I offer this summary of my efforts, with particular emphasis on the parts of the class that gave me problems, in hopes that it may be useful to others developing similar pieces of code. My primary flaw was one of design — I hadn’t fully considered some of the problems that might arise before I waded in and developed the first draft of the class. I have attempted here to expose some of the issues that escaped my initial attention and to offer groundwork toward workable solutions for those issues.
The end result has been very satisfying for me. Where before, the creation of a new PDF report meant copying an old report and spending a few hours doing the tedious work of tweaking widths and positions buried in a couple of thousands of lines of code, I can now copy the above code sample, apply a few tweaks to handle data formatting and building of graphs, and be done with it.

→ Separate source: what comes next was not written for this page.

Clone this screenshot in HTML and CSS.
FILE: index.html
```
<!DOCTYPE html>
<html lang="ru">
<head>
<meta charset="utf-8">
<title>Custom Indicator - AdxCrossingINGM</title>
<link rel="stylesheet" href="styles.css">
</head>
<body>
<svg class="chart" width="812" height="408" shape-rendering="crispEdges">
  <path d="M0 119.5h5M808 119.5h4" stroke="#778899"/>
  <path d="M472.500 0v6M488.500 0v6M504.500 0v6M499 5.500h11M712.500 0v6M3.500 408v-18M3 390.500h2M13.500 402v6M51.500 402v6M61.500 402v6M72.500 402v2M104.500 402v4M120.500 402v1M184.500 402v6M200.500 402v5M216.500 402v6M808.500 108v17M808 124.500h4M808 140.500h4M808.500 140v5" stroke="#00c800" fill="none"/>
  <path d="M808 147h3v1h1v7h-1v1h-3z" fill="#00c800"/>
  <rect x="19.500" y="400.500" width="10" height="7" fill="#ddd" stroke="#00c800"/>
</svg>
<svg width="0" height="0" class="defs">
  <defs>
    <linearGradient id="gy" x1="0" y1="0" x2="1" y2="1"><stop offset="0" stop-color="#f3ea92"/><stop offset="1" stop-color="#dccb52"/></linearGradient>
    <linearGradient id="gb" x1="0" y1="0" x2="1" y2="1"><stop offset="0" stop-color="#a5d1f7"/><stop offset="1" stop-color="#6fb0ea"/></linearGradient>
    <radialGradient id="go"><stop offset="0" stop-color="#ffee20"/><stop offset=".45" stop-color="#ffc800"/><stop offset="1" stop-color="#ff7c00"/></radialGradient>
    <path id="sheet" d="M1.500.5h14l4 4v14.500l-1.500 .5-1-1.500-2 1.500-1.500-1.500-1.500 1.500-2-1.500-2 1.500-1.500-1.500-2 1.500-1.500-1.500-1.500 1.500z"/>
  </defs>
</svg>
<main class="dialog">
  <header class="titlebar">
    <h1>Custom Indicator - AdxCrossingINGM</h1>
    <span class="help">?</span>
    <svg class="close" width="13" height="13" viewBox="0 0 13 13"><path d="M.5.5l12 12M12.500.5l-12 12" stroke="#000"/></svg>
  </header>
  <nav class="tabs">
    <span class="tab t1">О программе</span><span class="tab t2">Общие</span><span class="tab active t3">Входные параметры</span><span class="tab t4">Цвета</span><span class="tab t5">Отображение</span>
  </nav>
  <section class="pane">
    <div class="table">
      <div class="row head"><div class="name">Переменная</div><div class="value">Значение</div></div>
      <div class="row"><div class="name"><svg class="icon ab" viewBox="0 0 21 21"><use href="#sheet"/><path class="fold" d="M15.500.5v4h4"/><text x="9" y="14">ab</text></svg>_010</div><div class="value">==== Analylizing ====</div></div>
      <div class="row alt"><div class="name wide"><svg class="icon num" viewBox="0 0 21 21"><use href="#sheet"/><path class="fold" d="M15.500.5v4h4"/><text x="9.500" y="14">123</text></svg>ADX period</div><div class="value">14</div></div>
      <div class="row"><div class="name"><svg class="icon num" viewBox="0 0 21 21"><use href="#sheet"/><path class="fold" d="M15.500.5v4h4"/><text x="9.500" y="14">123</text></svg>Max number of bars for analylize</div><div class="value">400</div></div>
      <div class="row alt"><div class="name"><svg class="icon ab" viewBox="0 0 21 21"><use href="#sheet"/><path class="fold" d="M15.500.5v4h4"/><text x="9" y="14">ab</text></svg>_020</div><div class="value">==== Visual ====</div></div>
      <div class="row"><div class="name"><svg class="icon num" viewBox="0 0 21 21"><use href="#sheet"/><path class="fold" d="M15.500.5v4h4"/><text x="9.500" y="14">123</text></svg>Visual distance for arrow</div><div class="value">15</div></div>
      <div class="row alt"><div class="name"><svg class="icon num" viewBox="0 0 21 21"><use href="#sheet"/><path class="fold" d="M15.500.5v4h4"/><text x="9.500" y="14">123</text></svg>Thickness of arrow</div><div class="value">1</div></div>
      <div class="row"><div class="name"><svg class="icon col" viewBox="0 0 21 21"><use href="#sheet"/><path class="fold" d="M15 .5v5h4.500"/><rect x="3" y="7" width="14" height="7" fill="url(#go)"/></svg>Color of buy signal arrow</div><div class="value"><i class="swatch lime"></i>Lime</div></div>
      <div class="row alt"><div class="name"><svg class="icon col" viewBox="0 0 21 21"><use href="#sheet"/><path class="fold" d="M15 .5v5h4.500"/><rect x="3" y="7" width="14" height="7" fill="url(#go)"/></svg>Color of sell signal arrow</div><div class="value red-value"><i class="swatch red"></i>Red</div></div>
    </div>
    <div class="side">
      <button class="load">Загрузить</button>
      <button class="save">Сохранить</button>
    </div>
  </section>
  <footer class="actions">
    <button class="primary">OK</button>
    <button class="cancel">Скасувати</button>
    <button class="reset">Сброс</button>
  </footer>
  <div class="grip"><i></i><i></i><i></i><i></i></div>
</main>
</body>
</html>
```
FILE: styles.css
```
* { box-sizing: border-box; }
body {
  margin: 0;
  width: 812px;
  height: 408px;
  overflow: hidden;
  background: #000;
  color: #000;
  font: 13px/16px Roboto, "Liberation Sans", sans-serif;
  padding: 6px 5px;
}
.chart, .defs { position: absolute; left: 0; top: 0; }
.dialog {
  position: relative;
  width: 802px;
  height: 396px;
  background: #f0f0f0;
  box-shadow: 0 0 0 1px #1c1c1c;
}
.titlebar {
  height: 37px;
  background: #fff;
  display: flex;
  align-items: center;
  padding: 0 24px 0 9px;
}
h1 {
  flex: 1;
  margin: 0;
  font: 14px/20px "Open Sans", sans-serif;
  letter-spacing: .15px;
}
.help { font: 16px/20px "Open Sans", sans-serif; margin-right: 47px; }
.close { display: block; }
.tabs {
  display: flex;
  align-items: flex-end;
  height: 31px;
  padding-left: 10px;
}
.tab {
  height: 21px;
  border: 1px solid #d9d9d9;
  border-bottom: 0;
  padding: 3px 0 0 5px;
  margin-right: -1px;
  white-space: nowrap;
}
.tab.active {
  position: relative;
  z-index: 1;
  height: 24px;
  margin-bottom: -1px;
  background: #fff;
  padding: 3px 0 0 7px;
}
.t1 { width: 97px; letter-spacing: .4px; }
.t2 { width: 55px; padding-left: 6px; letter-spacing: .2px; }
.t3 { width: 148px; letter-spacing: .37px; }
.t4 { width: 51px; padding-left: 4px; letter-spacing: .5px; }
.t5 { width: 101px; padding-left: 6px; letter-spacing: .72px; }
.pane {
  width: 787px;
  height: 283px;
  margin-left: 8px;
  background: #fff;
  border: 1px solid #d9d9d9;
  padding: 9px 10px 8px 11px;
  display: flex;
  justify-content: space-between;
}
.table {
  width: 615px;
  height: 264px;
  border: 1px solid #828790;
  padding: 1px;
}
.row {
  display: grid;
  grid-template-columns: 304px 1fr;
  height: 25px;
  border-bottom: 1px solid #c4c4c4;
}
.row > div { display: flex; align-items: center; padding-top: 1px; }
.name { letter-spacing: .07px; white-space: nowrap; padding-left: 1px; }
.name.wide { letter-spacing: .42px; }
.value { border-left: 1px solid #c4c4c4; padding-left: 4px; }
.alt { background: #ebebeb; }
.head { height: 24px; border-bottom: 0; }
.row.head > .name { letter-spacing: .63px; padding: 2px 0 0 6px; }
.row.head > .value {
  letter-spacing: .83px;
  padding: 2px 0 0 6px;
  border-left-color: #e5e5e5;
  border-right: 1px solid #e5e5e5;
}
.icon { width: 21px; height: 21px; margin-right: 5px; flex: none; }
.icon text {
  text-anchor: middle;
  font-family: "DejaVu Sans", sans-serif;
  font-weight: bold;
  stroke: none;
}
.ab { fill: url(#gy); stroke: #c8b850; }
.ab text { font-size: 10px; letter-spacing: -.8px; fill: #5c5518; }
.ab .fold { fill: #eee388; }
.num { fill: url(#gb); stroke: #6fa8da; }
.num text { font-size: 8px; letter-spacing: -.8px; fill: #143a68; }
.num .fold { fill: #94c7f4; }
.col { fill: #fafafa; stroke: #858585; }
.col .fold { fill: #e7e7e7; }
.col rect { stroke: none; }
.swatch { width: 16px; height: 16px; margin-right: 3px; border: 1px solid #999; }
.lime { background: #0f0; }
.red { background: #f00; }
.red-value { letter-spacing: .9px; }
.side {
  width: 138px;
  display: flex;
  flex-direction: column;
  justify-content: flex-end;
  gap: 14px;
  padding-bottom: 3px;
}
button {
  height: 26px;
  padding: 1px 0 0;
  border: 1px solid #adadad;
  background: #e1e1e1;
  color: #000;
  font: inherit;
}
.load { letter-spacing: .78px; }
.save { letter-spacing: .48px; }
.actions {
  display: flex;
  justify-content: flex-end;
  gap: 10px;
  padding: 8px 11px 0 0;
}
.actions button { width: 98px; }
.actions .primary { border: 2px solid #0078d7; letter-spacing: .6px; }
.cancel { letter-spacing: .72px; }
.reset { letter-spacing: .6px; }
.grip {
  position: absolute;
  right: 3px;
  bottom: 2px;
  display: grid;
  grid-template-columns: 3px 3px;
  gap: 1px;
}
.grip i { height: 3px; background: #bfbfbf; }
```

Time for development of our routine reports has been reduced significantly, and code maintenance is much easier. The class is currently about 1150 lines. (The graph code itself is about 200 lines.) Of course, that count includes code for the other three types of output as well, along with ample comments. The code is cleaner and much more portable than what we had been using before building the class. With all its headaches and boils and bruises, the Output class has proven most beneficial.
Note
In retrospect, this could stand to be changed. The value should always be in the value field instead of crossing over this way.